▽
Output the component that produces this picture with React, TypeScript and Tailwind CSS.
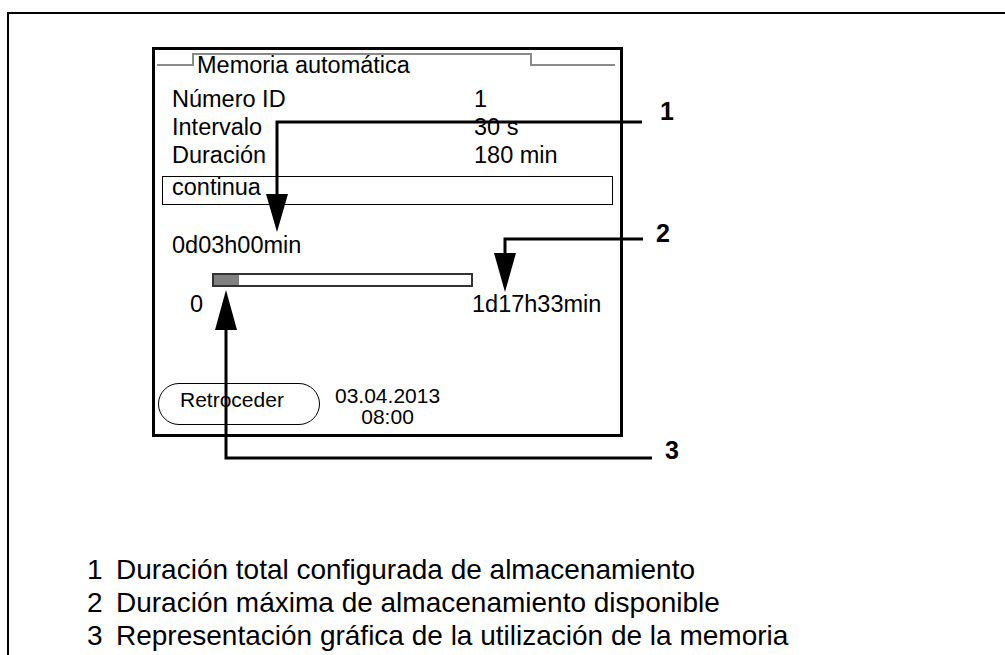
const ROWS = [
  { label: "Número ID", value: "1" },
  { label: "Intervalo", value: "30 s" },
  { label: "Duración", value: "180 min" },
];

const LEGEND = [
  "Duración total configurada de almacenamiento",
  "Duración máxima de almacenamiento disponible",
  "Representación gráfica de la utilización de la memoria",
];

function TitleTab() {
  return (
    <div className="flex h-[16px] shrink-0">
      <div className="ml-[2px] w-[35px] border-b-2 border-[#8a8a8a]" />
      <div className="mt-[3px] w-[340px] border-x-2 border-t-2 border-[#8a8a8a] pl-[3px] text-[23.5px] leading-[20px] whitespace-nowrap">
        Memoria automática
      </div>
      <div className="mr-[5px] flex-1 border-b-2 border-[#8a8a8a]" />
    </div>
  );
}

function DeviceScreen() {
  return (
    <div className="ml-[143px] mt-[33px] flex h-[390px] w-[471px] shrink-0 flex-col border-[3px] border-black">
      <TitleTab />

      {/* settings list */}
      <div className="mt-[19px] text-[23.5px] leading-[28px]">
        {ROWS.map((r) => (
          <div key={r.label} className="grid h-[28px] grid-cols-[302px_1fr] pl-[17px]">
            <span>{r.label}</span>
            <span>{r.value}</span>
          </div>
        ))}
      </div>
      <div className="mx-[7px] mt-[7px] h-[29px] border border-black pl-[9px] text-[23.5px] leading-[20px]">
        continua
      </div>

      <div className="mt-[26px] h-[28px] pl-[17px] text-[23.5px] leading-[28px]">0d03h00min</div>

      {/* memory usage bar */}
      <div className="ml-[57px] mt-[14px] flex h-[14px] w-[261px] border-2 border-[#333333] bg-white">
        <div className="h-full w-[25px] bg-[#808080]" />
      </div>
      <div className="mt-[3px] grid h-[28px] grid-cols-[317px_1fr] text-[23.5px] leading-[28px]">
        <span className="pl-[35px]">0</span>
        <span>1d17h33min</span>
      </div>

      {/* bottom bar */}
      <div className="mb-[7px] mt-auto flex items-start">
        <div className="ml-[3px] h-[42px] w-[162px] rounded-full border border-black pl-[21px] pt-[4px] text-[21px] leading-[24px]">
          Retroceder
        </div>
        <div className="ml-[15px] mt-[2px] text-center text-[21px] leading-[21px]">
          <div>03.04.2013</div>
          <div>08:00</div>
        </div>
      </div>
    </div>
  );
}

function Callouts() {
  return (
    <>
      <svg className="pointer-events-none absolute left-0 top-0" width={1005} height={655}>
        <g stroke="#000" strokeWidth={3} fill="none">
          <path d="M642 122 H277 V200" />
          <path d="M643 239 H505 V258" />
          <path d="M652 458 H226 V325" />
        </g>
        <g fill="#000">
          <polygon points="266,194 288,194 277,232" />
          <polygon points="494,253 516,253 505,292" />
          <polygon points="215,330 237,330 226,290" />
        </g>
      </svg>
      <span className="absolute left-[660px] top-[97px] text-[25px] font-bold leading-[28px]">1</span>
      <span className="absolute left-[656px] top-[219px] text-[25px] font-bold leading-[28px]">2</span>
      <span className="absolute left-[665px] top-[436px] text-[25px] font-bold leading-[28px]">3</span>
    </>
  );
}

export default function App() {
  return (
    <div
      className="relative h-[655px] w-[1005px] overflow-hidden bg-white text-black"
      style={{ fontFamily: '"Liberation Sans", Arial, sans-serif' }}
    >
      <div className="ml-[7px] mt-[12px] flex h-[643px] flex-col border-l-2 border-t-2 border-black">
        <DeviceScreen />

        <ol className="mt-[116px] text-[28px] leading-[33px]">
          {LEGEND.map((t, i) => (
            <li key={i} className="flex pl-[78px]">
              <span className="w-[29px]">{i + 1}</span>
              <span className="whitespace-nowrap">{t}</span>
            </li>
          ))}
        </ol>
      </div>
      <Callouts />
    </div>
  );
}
△
> [INSTRUCTIONS FOR THE TASK]:
Repeat the listing above exactly, with no pictures.

> [RESULT BELOW]:
Output the component that produces this picture with React, TypeScript and Tailwind CSS.
const ROWS = [
  { label: "Número ID", value: "1" },
  { label: "Intervalo", value: "30 s" },
  { label: "Duración", value: "180 min" },
];

const LEGEND = [
  "Duración total configurada de almacenamiento",
  "Duración máxima de almacenamiento disponible",
  "Representación gráfica de la utilización de la memoria",
];

function TitleTab() {
  return (
    <div className="flex h-[16px] shrink-0">
      <div className="ml-[2px] w-[35px] border-b-2 border-[#8a8a8a]" />
      <div className="mt-[3px] w-[340px] border-x-2 border-t-2 border-[#8a8a8a] pl-[3px] text-[23.5px] leading-[20px] whitespace-nowrap">
        Memoria automática
      </div>
      <div className="mr-[5px] flex-1 border-b-2 border-[#8a8a8a]" />
    </div>
  );
}

function DeviceScreen() {
  return (
    <div className="ml-[143px] mt-[33px] flex h-[390px] w-[471px] shrink-0 flex-col border-[3px] border-black">
      <TitleTab />

      {/* settings list */}
      <div className="mt-[19px] text-[23.5px] leading-[28px]">
        {ROWS.map((r) => (
          <div key={r.label} className="grid h-[28px] grid-cols-[302px_1fr] pl-[17px]">
            <span>{r.label}</span>
            <span>{r.value}</span>
          </div>
        ))}
      </div>
      <div className="mx-[7px] mt-[7px] h-[29px] border border-black pl-[9px] text-[23.5px] leading-[20px]">
        continua
      </div>

      <div className="mt-[26px] h-[28px] pl-[17px] text-[23.5px] leading-[28px]">0d03h00min</div>

      {/* memory usage bar */}
      <div className="ml-[57px] mt-[14px] flex h-[14px] w-[261px] border-2 border-[#333333] bg-white">
        <div className="h-full w-[25px] bg-[#808080]" />
      </div>
      <div className="mt-[3px] grid h-[28px] grid-cols-[317px_1fr] text-[23.5px] leading-[28px]">
        <span className="pl-[35px]">0</span>
        <span>1d17h33min</span>
      </div>

      {/* bottom bar */}
      <div className="mb-[7px] mt-auto flex items-start">
        <div className="ml-[3px] h-[42px] w-[162px] rounded-full border border-black pl-[21px] pt-[4px] text-[21px] leading-[24px]">
          Retroceder
        </div>
        <div className="ml-[15px] mt-[2px] text-center text-[21px] leading-[21px]">
          <div>03.04.2013</div>
          <div>08:00</div>
        </div>
      </div>
    </div>
  );
}

function Callouts() {
  return (
    <>
      <svg className="pointer-events-none absolute left-0 top-0" width={1005} height={655}>
        <g stroke="#000" strokeWidth={3} fill="none">
          <path d="M642 122 H277 V200" />
          <path d="M643 239 H505 V258" />
          <path d="M652 458 H226 V325" />
        </g>
        <g fill="#000">
          <polygon points="266,194 288,194 277,232" />
          <polygon points="494,253 516,253 505,292" />
          <polygon points="215,330 237,330 226,290" />
        </g>
      </svg>
      <span className="absolute left-[660px] top-[97px] text-[25px] font-bold leading-[28px]">1</span>
      <span className="absolute left-[656px] top-[219px] text-[25px] font-bold leading-[28px]">2</span>
      <span className="absolute left-[665px] top-[436px] text-[25px] font-bold leading-[28px]">3</span>
    </>
  );
}

export default function App() {
  return (
    <div
      className="relative h-[655px] w-[1005px] overflow-hidden bg-white text-black"
      style={{ fontFamily: '"Liberation Sans", Arial, sans-serif' }}
    >
      <div className="ml-[7px] mt-[12px] flex h-[643px] flex-col border-l-2 border-t-2 border-black">
        <DeviceScreen />

        <ol className="mt-[116px] text-[28px] leading-[33px]">
          {LEGEND.map((t, i) => (
            <li key={i} className="flex pl-[78px]">
              <span className="w-[29px]">{i + 1}</span>
              <span className="whitespace-nowrap">{t}</span>
            </li>
          ))}
        </ol>
      </div>
      <Callouts />
    </div>
  );
}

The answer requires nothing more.